Saturday, July 19, 2008

In Response to God's Love

I’m going to attempt to do this again. As I said in my very first entry, I am so good at walking through life blindly and unengaged. Stopping to write down thoughts requires me to think about life. So if I stop to write, I am forced to stop and think.

Today has been a day of thinking. This morning has been a good morning. Let me explain my setting. Setting is extremely important to me. This is probably not a good mindset, but I think it’s an extremely girl like mindset and for me it is hard to get away from. If you’re a boy you probably will just want to skip the next paragraph (I know that not all boys will want to!) or two….okay perhaps even three. This is like a Coose Your Own Adventure book…go to the asterisk if you don’t give a crap about where I’m sitting.

I am sitting on my back patio (I moved a month ago out of the Thompson’s house down the road into a house with some friends) at our table. One of the selling points for the house (we rent so is that a selling point?) was the back patio. It’s a big cement slab covered with an aluminum overhang that leaks when it rains. Well it’s not raining now and this Nashville July morning isn’t too unbearable to sit outside in. It’s a little warm but there’s a nice breeze. Something has been running across the aluminum roof all morning …at least that’s what I think is happening…it could very well be the sound of the roof about to collapse.

On our patio table that the previous renters left for us I have 4 books, my journal, and beautiful mug filled with vanilla ginger green chai tea that was sent to me by the lovely Mary Miller. There is also an empty pudding cup. Yes, I had a pudding cup for breakfast. 1. I’m an adult and therefore I can. 2. I have no food staples and should be shopping right now rather than writing this. What I’m trying to get at here is this- It is a beautiful morning and a beautiful setting and I am blessed with a peaceful moment.

* Boys you can start reading here again. You have been mauled by a tiger and now no girl will ever love you. It’s not because you were mauled, it’s because you’re not good at listening to girls being girls. Suck it up and read the previous two paragraphs or forever be alone.

I finished up To Become One by Chris Seay (highly recommend it if you’re interested in a God centered relationship) this morning and started The Ragamuffin Gospel by Brennan Manning. I was struck by these several quotes in the RG. Again I find that I am never struck by anything but the most basic concepts. I am constantly taking faith essentials for granted.

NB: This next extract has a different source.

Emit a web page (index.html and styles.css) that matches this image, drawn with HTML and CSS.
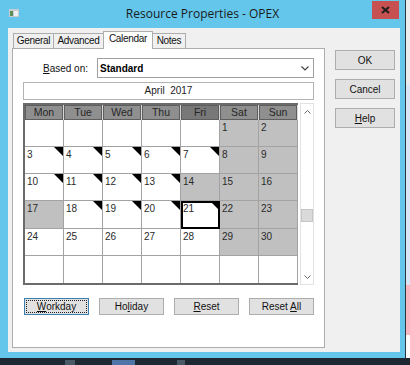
FILE: index.html
```html
<!DOCTYPE html>
<html lang="en">
<head>
  <meta charset="UTF-8">
  <title>Resource Properties - OPEX</title>
  <link rel="stylesheet" href="styles.css">
</head>
<body>

  <div class="screen">
    <div class="window">
      <div class="titlebar">
        <div class="title-left">
          <svg class="app-icon" width="10" height="8" viewBox="0 0 10 8">
            <rect x="0" y="0" width="10" height="8" fill="#c9cdd1"/>
            <rect x="1" y="2" width="3" height="5" fill="#5c8f5a"/>
            <rect x="5" y="2" width="4" height="5" fill="#eef0f2"/>
          </svg>
        </div>
        <div class="title">Resource Properties - OPEX</div>
        <div class="title-right">
          <div class="close">
            <svg width="9" height="8" viewBox="0 0 9 8">
              <path d="M1 1 L8 7 M8 1 L1 7" stroke="#1e1e1e" stroke-width="2"/>
            </svg>
          </div>
        </div>
      </div>

      <div class="client">
        <div class="tab-area">
          <div class="tabs">
            <div class="tab tab-general">General</div>
            <div class="tab tab-advanced">Advanced</div>
            <div class="tab tab-calendar active">Calendar</div>
            <div class="tab tab-notes">Notes</div>
          </div>

          <div class="panel">
            <div class="based-row">
              <label class="based-label"><u>B</u>ased on:</label>
              <div class="combo">
                <span class="combo-value">Standard</span>
                <svg class="chevron" width="8" height="5" viewBox="0 0 8 5">
                  <path d="M0.5 0.5 L4 4 L7.5 0.5" fill="none" stroke="#444" stroke-width="1.2"/>
                </svg>
              </div>
            </div>

            <div class="month">April&nbsp; 2017</div>

            <div class="cal-wrap">
              <div class="calendar">
                <div class="head">Mon</div>
                <div class="head">Tue</div>
                <div class="head">Wed</div>
                <div class="head">Thu</div>
                <div class="head head-sel">Fri</div>
                <div class="head">Sat</div>
                <div class="head">Sun</div>

                <!-- semana 1 -->
                <div class="day"></div>
                <div class="day"></div>
                <div class="day"></div>
                <div class="day"></div>
                <div class="day"></div>
                <div class="day off">1</div>
                <div class="day off">2</div>

                <!-- semana 2 -->
                <div class="day mark">3</div>
                <div class="day mark">4</div>
                <div class="day mark">5</div>
                <div class="day mark">6</div>
                <div class="day mark">7</div>
                <div class="day off">8</div>
                <div class="day off">9</div>

                <!-- semana 3 -->
                <div class="day mark">10</div>
                <div class="day mark">11</div>
                <div class="day mark">12</div>
                <div class="day mark">13</div>
                <div class="day off">14</div>
                <div class="day off">15</div>
                <div class="day off">16</div>

                <!-- semana 4 -->
                <div class="day off">17</div>
                <div class="day mark">18</div>
                <div class="day mark">19</div>
                <div class="day mark">20</div>
                <div class="day mark selected">21</div>
                <div class="day off">22</div>
                <div class="day off">23</div>

                <!-- semana 5 -->
                <div class="day">24</div>
                <div class="day">25</div>
                <div class="day">26</div>
                <div class="day">27</div>
                <div class="day">28</div>
                <div class="day off">29</div>
                <div class="day off">30</div>

                <!-- semana 6 -->
                <div class="day last"></div>
                <div class="day last"></div>
                <div class="day last"></div>
                <div class="day last"></div>
                <div class="day last"></div>
                <div class="day last"></div>
                <div class="day last"></div>
              </div>

              <div class="scrollbar">
                <div class="arrow">
                  <svg width="7" height="4" viewBox="0 0 7 4"><path d="M0.5 3.5 L3.5 0.5 L6.5 3.5" fill="none" stroke="#666" stroke-width="1"/></svg>
                </div>
                <div class="track"><div class="thumb"></div></div>
                <div class="arrow">
                  <svg width="7" height="4" viewBox="0 0 7 4"><path d="M0.5 0.5 L3.5 3.5 L6.5 0.5" fill="none" stroke="#666" stroke-width="1"/></svg>
                </div>
              </div>
            </div>

            <div class="day-buttons">
              <button class="btn btn-day btn-focus"><u>W</u>orkday</button>
              <button class="btn btn-day">Ho<u>l</u>iday</button>
              <button class="btn btn-day"><u>R</u>eset</button>
              <button class="btn btn-day">Reset <u>A</u>ll</button>
            </div>
          </div>
        </div>

        <div class="side-buttons">
          <button class="btn btn-side">OK</button>
          <button class="btn btn-side">Cancel</button>
          <button class="btn btn-side"><u>H</u>elp</button>
        </div>
      </div>
    </div>

    <div class="edge"></div>

    <div class="side">
      <div class="side-top"></div>
      <div class="side-blue"></div>
      <div class="side-pink"></div>
      <div class="side-white"></div>
    </div>
  </div>

  <div class="taskbar">
    <span class="task task-a"></span>
    <span class="task task-b"></span>
    <span class="task task-c"></span>
  </div>

</body>
</html>
```

FILE: styles.css
```css
body {
  margin: 0;
  width: 410px;
  height: 365px;
  overflow: hidden;
  background-color: #1d2833;
  font-family: "Liberation Sans", Arial, sans-serif;
  font-size: 10px;
  color: #000;
}
.screen {
  display: flex;
  height: 358px;
}
.window {
  width: 405px;
  display: flex;
  flex-direction: column;
  background-color: #63c6ea;
}
.titlebar {
  height: 28px;
  display: grid;
  grid-template-columns: 1fr auto 1fr;
  align-items: start;
}
.title-left {
  padding: 9px 0 0 9px;
}
.app-icon {
  display: block;
}
.title {
  font-family: "Open Sans", sans-serif;
  font-size: 12px;
  color: #1b1b1b;
  line-height: 16px;
  padding-top: 6px;
}
.title-right {
  display: flex;
  justify-content: flex-end;
  padding-right: 6px;
}
.close {
  width: 27px;
  height: 18px;
  margin-top: 1px;
  background-color: #c75050;
  display: flex;
  align-items: center;
  justify-content: center;
}
.client {
  height: 324px;
  margin: 0 5px 0 8px;
  background-color: #f0f0f0;
  display: flex;
  gap: 10px;
  padding: 3px 5px 0 4px;
  box-sizing: border-box;
}
.tab-area {
  width: 313px;
}
.tabs {
  height: 17px;
  display: flex;
  align-items: flex-end;
  padding-left: 1px;
}
.tab {
  box-sizing: border-box;
  height: 15px;
  border: 1px solid #adadad;
  border-bottom: none;
  background-color: #f0f0f0;
  margin-right: -1px;
  text-align: center;
  line-height: 14px;
  color: #111;
  letter-spacing: -0.3px;
}
.tab-general { width: 41px; }
.tab-advanced { width: 51px; }
.tab-calendar { width: 50px; }
.tab-notes { width: 34px; }
.tab.active {
  position: relative;
  z-index: 1;
  height: 18px;
  margin-bottom: -1px;
  background-color: #fff;
  line-height: 14px;
}
.panel {
  height: 300px;
  box-sizing: border-box;
  border: 1px solid #adadad;
  background-color: #fff;
  padding: 9px 10px 0 10px;
}
.based-row {
  display: flex;
  align-items: center;
  height: 20px;
}
.based-label {
  width: 74px;
  text-align: right;
  padding-right: 9px;
  box-sizing: border-box;
  color: #111;
}
.combo {
  flex: 1;
  height: 20px;
  box-sizing: border-box;
  border: 1px solid #a0a0a0;
  display: flex;
  align-items: center;
  justify-content: space-between;
  padding: 0 4px 0 2px;
}
.combo-value {
  font-weight: bold;
}
.month {
  margin-top: 4px;
  height: 18px;
  box-sizing: border-box;
  border: 1px solid #b4b4b4;
  text-align: center;
  line-height: 16px;
  color: #222;
}
.cal-wrap {
  margin-top: 3px;
  display: flex;
  gap: 2px;
  height: 182px;
}
.calendar {
  width: 275px;
  box-sizing: border-box;
  border: 2px solid #6b6b6b;
  border-right: none;
  display: grid;
  grid-template-columns: repeat(7, 39px);
  grid-template-rows: 15px repeat(6, 1fr);
  background-color: #fff;
}
.head {
  background-color: #8f8f8f;
  color: #262626;
  text-align: center;
  line-height: 14px;
  font-size: 10.5px;
  border-right: 1px solid #d8d8d8;
  box-shadow: inset 0 0 0 1px #5e5e5e;
}
.head-sel {
  background-color: #787878;
}
.day {
  position: relative;
  border-right: 1px solid #a3a3a3;
  border-bottom: 1px solid #a3a3a3;
  padding: 2px 0 0 2px;
  font-size: 10px;
  color: #2a2a2a;
  line-height: 11px;
}
.day.last {
  border-bottom: none;
}
.off {
  background-color: #c0c0c0;
}
.mark::after {
  content: "";
  position: absolute;
  top: 0;
  right: 0;
  border-top: 9px solid #000;
  border-left: 9px solid transparent;
}
.selected {
  outline: 2px solid #000;
  outline-offset: -2px;
}
.scrollbar {
  width: 14px;
  box-sizing: border-box;
  border: 1px solid #e2e2e2;
  display: flex;
  flex-direction: column;
  background-color: #fff;
}
.arrow {
  height: 15px;
  display: flex;
  align-items: center;
  justify-content: center;
}
.track {
  flex: 1;
  padding-top: 90px;
}
.thumb {
  height: 13px;
  background-color: #dadada;
  border: 1px solid #c6c6c6;
  box-sizing: border-box;
}
.day-buttons {
  margin-top: 13px;
  display: flex;
  justify-content: space-between;
  padding-left: 1px;
}
.btn {
  font-family: "Liberation Sans", Arial, sans-serif;
  font-size: 10px;
  background-color: #e1e1e1;
  border: 1px solid #adadad;
  color: #111;
  padding: 0;
  box-sizing: border-box;
}
.btn-day {
  width: 65px;
  height: 17px;
}
.btn-focus {
  border-color: #3c7fb1;
  outline: 1px dotted #222;
  outline-offset: -3px;
}
.side-buttons {
  display: flex;
  flex-direction: column;
  gap: 9px;
  padding-top: 19px;
}
.btn-side {
  width: 60px;
  height: 20px;
}
.edge {
  width: 1px;
  background-color: #2a343e;
}
.side {
  width: 4px;
  display: flex;
  flex-direction: column;
}
.side-top {
  height: 85px;
  background-color: #ececec;
}
.side-blue {
  height: 200px;
  background-color: #dbe6f5;
}
.side-pink {
  height: 50px;
  background-color: #f7b6c0;
}
.side-white {
  flex: 1;
  background-color: #fafafa;
}
.taskbar {
  height: 7px;
  display: flex;
  align-items: flex-end;
}
.task {
  display: block;
  height: 5px;
}
.task-a {
  width: 10px;
  margin-left: 65px;
  background-color: #4a5966;
}
.task-b {
  width: 23px;
  margin-left: 37px;
  background-color: #4f74a8;
}
.task-c {
  width: 8px;
  margin-left: 42px;
  background-color: #4a5966;
}
```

If we but turn to God, that itself is a gift of God”- St. Augustine

“Children are our model because they have no claim on heaven. If they are close to God, it is because they are incompetent, not because they are innocent. If they receive anything it can only be as a gift.”- Brennan Manning

“Simply accept the fact that you are accepted”-Paul Tillich

But he said to me (Paul), “My grace is sufficient for you for my power is made perfect in weakness.” Therefore I will boast all the more gladly of my weakness, so that the power of Christ may rest upon me. For the sake of Christ then, I am content with weakness, insults, hardships, persecutions, and calamities. For when I am weak, then I am stong. – 2 Corinthians 12:9

I am by nature a people pleaser. I think I have mentioned this countless times. I am also the first born, the good Christian kid, and have an extreme need for feeling appreciated and accepted. All of these things put together make a real mess, especially in my spiritual life, but rarely do I admit it’s a mess. I play the hero and try to wade through the crap that I have created in my life. I don’t need help, I can do it all myself or so I think.

I have struggled all my life (I don’t know when I became a Christian…be appalled by that if you wish, but it’s true) with trying to win God’s favor. If I do this, he will love me more. If I don’t do this, he will take something away from me. Deep down inside, I know that none of this is true, but I’ve lived my life this way for so long that it takes a lot of digging to get back to the fundamentals of faith- Grace.

Grace is not an easy concept for me. Because I don’t have life changing conversion experience, I don’t remember a time when I was without God. The reality is that everyday I need his grace, but it so easy to convince myself that I’m not that bad, and what I’m bad at, I need to be better at.

Today I was reminded that even my recent lapse (one of many lapses in the cycle of my life) in putting God first in my life is forgiven and I am still loved. My ability to read my Bible, pray, do good things is only by God’s grace. Without God, I wouldn’t be able do any of these and my constant trying to do it by myself, to win God’s favor is why I’m coming up short in this area. Yes, I do need to make time, but God is the only one that can change my heart in regards to it.

This is what I wrote in my Journal.

I need to be broken again.
I need to not think that I by myself am holy.
I need to understand that I am deeply loved.


I was reminded for the millionth time (I am so dense) that responding to God’s love is the only way in which I can have a pure relationship with Him. Doing anything for any other reason is just me trying win brownie points. Like I said so basic, but without this I miss out on everything.

This afternoon I'm going to hang out with two more recent dear friends- Jenni and Melanie and tonight I'm going to eat pizza with more people that I love and then go see the new Batman movie. Thank you God for Christian Bale...I mean friends.